The scope of their triumph is breathtaking. Over the course of the last three decades, they have moved from the right-wing fringe to the commanding heights of the national agenda. Notions that would have been laughed at a generation ago-that cutting taxes for the very rich is the best response to any and every economic circumstance, or that it is perfectly appropriate to turn the most rapacious and self-interested elements of the business lobby into essentially an arm of the federal government-are now so pervasive, they barely attract any notice.

The result has been a slow-motion disaster. Income inequality has approached levels normally associated with Third World oligarchies, not healthy Western democracies. The federal government has grown so encrusted with business lobbyists that it can no longer meet the great public challenges of our time. Not even many conservative voters or intellectuals find the result congenial. Government is no smaller-it is simply more debt-ridden and more beholden to wealthy elites.

And yet the right-wing ascendancy has continued inexorably despite continual public repudiation. The 2006 elections were only the latest electoral setback. The right has suffered deeper setbacks before, and all of them have proven temporary. In 1982, after the country had entered the deepest recession since the 1930s, Republicans were slaughtered in the midterm congressional races, losing twenty-seven seats in the House of Representatives. Ronald Reagan, whose election two years earlier had seemed to augur a new conservative era, trailed his likely 1984 Democratic challengers by double digits in the polls and seemed destined to be a lame duck. "What we are witnessing this January," wrote the esteemed Washington Post reporter David Broder in the first month of 1983, "is not the midpoint in the Reagan presidency, but its phase-out. 'Reaganism,' it is becoming increasingly clear, was a one-year phenomenon." We know what happened the next year.
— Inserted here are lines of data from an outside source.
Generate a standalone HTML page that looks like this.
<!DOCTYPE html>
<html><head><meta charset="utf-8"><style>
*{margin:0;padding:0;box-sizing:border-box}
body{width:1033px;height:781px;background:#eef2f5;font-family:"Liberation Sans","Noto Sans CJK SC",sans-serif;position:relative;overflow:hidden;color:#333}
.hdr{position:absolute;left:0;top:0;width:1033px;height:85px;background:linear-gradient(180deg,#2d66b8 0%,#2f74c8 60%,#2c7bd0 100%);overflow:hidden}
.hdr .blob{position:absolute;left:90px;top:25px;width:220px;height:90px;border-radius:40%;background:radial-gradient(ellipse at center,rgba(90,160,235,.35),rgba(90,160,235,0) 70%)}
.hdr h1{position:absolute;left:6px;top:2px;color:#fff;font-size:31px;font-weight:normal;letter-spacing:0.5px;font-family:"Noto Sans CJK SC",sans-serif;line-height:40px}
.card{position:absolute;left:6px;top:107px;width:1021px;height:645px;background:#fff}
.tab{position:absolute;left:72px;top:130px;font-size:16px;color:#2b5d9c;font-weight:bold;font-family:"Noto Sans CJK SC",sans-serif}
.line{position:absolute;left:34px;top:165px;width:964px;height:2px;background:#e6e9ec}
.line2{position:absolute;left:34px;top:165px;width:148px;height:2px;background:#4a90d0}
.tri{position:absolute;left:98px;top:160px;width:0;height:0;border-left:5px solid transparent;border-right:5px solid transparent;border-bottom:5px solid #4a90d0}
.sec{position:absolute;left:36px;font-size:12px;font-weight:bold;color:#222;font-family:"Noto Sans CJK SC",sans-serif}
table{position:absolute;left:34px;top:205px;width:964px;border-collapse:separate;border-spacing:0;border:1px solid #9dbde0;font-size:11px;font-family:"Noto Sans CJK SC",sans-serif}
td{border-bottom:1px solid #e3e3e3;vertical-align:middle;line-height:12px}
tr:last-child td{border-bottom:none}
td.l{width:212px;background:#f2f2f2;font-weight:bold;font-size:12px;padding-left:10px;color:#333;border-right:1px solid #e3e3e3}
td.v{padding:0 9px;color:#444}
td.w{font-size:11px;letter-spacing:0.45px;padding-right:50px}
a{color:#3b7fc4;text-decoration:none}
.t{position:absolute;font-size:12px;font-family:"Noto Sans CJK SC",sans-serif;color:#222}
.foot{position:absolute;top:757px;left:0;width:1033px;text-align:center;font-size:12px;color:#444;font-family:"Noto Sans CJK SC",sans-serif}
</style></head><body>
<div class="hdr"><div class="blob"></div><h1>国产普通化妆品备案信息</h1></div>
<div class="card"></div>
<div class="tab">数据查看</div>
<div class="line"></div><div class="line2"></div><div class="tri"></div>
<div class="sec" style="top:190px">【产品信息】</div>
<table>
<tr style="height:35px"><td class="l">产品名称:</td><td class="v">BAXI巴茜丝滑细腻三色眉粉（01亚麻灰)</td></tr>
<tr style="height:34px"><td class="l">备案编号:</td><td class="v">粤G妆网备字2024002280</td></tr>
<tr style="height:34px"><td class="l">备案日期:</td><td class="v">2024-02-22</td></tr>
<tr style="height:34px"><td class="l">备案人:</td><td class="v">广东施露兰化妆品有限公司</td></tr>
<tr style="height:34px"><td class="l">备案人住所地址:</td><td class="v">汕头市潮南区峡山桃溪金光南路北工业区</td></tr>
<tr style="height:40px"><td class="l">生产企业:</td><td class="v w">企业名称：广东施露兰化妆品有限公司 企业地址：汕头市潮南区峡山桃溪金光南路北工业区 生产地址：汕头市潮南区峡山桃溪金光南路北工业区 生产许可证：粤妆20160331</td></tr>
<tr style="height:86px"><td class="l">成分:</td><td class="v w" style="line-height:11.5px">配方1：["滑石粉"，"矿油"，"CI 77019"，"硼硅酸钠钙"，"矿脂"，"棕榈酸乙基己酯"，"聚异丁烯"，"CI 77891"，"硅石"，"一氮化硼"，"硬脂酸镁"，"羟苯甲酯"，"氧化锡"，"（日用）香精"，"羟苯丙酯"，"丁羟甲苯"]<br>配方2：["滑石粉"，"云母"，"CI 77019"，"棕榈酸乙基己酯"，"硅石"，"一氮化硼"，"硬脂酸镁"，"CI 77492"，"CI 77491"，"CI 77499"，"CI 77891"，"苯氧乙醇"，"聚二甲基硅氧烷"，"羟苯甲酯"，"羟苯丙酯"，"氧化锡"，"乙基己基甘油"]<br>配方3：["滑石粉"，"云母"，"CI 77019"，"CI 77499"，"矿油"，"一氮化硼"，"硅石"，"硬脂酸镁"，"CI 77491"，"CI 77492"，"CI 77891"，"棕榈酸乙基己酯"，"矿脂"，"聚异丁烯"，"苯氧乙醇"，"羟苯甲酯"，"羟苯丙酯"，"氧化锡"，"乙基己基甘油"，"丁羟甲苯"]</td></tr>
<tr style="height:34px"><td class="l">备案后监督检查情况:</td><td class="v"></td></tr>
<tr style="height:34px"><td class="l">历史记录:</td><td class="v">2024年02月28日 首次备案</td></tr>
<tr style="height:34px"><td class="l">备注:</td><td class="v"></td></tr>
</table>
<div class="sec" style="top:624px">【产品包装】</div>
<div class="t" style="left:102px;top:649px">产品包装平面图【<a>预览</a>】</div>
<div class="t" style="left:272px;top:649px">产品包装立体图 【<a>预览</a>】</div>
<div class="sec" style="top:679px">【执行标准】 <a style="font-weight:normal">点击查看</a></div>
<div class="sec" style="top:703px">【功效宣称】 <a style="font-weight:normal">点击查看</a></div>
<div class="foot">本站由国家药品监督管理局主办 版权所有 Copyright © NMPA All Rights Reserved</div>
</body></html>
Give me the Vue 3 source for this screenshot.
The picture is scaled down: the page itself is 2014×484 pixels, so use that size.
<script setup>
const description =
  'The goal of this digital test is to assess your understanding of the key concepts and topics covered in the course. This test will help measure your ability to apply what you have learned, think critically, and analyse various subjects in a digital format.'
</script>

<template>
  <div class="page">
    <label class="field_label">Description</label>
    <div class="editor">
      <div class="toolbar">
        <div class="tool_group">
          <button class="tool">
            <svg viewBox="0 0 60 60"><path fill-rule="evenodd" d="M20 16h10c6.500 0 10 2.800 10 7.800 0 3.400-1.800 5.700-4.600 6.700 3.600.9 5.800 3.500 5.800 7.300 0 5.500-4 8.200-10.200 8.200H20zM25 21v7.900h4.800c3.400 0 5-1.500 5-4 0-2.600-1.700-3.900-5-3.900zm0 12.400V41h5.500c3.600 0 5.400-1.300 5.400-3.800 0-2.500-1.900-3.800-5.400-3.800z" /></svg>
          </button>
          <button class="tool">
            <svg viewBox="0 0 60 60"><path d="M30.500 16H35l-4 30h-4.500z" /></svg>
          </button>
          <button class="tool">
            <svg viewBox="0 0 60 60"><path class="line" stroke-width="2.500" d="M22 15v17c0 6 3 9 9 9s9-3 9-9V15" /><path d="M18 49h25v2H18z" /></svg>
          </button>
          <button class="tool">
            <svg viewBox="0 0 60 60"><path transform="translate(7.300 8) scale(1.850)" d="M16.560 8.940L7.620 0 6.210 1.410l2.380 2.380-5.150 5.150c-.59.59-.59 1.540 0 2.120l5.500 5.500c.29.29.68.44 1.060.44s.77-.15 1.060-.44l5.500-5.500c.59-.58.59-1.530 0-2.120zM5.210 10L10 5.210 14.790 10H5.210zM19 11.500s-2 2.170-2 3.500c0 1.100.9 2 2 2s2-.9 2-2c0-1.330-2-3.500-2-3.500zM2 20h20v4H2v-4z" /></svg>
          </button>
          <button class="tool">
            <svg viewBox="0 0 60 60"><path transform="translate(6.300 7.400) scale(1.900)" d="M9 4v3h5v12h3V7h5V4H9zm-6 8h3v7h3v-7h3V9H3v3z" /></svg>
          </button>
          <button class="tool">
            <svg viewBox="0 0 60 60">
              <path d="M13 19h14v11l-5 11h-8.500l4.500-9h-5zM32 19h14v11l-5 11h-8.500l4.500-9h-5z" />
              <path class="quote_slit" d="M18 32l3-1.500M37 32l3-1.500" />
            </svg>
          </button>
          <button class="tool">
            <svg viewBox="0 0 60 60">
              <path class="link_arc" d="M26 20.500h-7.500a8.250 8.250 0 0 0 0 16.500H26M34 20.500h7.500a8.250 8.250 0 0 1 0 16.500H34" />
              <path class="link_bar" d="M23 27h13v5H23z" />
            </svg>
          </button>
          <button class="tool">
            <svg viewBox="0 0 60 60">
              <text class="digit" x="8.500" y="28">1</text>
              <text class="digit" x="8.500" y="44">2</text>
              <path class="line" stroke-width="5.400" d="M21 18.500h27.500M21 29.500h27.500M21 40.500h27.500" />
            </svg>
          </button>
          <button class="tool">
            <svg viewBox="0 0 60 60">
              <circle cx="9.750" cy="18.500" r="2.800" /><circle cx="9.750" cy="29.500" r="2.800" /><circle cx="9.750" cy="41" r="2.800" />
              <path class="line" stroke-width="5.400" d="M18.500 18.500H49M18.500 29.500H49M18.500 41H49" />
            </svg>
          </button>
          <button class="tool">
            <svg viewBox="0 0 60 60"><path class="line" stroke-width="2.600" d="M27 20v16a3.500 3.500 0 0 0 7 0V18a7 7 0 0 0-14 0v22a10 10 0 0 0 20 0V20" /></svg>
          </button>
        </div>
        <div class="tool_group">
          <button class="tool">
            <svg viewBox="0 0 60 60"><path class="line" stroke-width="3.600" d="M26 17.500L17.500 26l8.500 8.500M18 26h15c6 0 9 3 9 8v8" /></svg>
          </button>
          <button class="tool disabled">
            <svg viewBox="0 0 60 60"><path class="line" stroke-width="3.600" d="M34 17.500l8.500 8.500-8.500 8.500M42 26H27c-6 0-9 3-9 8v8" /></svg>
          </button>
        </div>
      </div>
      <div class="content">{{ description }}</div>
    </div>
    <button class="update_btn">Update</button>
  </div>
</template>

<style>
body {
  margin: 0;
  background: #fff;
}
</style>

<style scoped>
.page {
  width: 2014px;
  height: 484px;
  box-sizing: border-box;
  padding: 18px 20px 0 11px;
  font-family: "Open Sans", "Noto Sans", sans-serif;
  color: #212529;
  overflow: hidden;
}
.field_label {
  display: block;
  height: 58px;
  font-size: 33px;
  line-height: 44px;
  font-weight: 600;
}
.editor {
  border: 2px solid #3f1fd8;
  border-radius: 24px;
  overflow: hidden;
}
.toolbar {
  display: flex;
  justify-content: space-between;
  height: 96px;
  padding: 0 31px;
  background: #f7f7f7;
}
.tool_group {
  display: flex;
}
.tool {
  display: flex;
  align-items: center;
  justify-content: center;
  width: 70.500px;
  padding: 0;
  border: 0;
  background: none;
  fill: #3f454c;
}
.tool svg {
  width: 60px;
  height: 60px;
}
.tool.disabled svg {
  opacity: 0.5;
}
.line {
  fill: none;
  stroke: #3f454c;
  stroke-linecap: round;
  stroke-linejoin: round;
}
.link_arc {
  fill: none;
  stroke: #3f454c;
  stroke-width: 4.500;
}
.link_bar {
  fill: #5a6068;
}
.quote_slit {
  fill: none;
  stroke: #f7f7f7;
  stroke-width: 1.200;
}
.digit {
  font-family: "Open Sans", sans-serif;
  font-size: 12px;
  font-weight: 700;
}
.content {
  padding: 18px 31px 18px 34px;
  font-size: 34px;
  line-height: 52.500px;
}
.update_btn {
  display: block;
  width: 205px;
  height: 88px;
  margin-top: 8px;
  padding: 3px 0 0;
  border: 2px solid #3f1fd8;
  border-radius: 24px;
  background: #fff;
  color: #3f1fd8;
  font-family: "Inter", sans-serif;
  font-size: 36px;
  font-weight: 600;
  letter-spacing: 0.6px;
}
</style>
And the conservative revolution has had its obituary written many times since. In 1986, Republicans lost the Senate, and shortly thereafter Reagan saw his approval ratings sink as he became embroiled in the Iran-Contra scandal. In 1992, Democrats won back the White House along with both chambers of Congress, and there was widespread talk of "a conservative crackup." It happened again after the public turned on the Republicans following their 1995 government shutdown, and once more after the public rebelled against the Clinton impeachment. By the late 1990s, the Republican revolution had again been written off.

And yet the Republican right keeps coming back, and back, and back. Their fortunes rise and then dip, but each peak is higher than the last peak, and each dip is higher than the last dip. Consider the present situation. Things have gone about as badly as they could have in George W. Bush's second term. A Republican administration started and lost a major war in Iraq; presided over an economy that has failed to deliver higher wages for most Americans; contributed in the aftermath of Hurricane Katrina to the near-wipeout of a major American city; launched a failed assault on Social Security, the most popular social program in the history of the United States; and saw its members suffer an almost unprecedented string of sexual and financial scandals. Still, Democrats find themselves holding only the slimmest of majorities in the House and Senate. Even if they hold their majorities in Congress and win the White House in 2008, the structural forces in Washington will make it nearly impossible to roll back any significant chunks of the Bush tax cuts, let alone take on crises like global warming or the forty-five million Americans lacking health insurance.